Another interesting definition of a nation comes from the French historian Ernest Renan, who took the example of nations such as England, France, and Italy, where ethnicities, religions, and languages are multiple and mixed, to underline how these aspects (precisely ethnicity, religion, language, and even geography) cannot be counted among the foundations of nationality. According to Renan, a nation is a spiritual principle consisting of past and present. The past is the common possession of a rich heritage of memories, while the present is the desire to live together. As a social construct, the existence of a nation is not something given and immutable but, as Renan argues, “it is a daily referendum”, the desire to remain part of a nation.

Those who dispute the use of the name of “Afghans” wish, first of all, to have their national identity recognized in a multinational state because as noted above, a nation is not simply an ethnic group, but a polity interested in the structuring and organization of political agreements.
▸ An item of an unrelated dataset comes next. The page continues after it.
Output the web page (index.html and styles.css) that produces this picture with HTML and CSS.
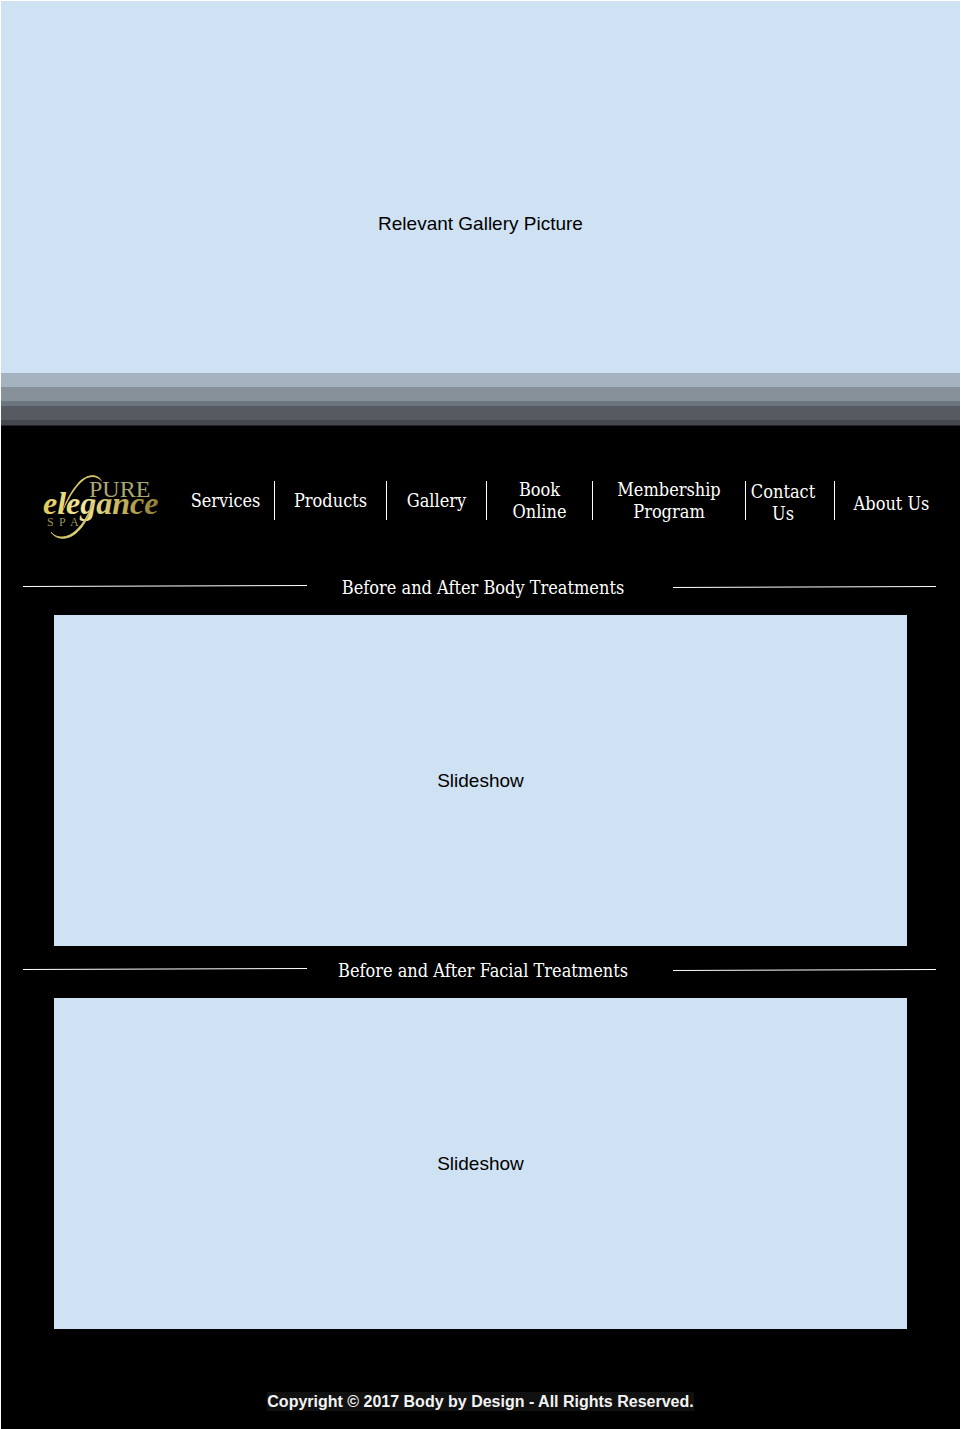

It is undeniable that in Afghanistan such political communities exist and that their existence affects the country's political and social situation. Paradoxically, some promoters of this etymological-national unity reject the existence of a border between Afghanistan and Pakistan, claiming that the Durand Line is just a cruel colonial legacy that divides the Pashtun population. United by a common past and by a desire to live together as a unitary group, the Pashtun people, represent in all respects a nation. But if the Pashtun population can be considered a nation, so can be all those polities united by different myths, pasts, collective traumas, and visions for the future.

The issue cannot be reduced to a simple etymological problem but to a lack of a shared historical past and vision of the future. For this reason, an effective nation-building process cannot fail to consider these aspects.

In the past few years, the government of Ashraf Ghani included the exponents of some of these polities in the State institutions, preventing in this way dangerous sources of rivalry.

Today, the fear of a new Taliban obscurantist regime, the damages brought by a government affected by endemic corruption and unable to protect its citizens, combined with an increasing level of violence, have ended up alienating large sectors of the population. These sectors have now begun to resort to a shared past and common narratives to imagine futures different from the one prospected for them by the international community, the Taliban, and the Afghan government itself.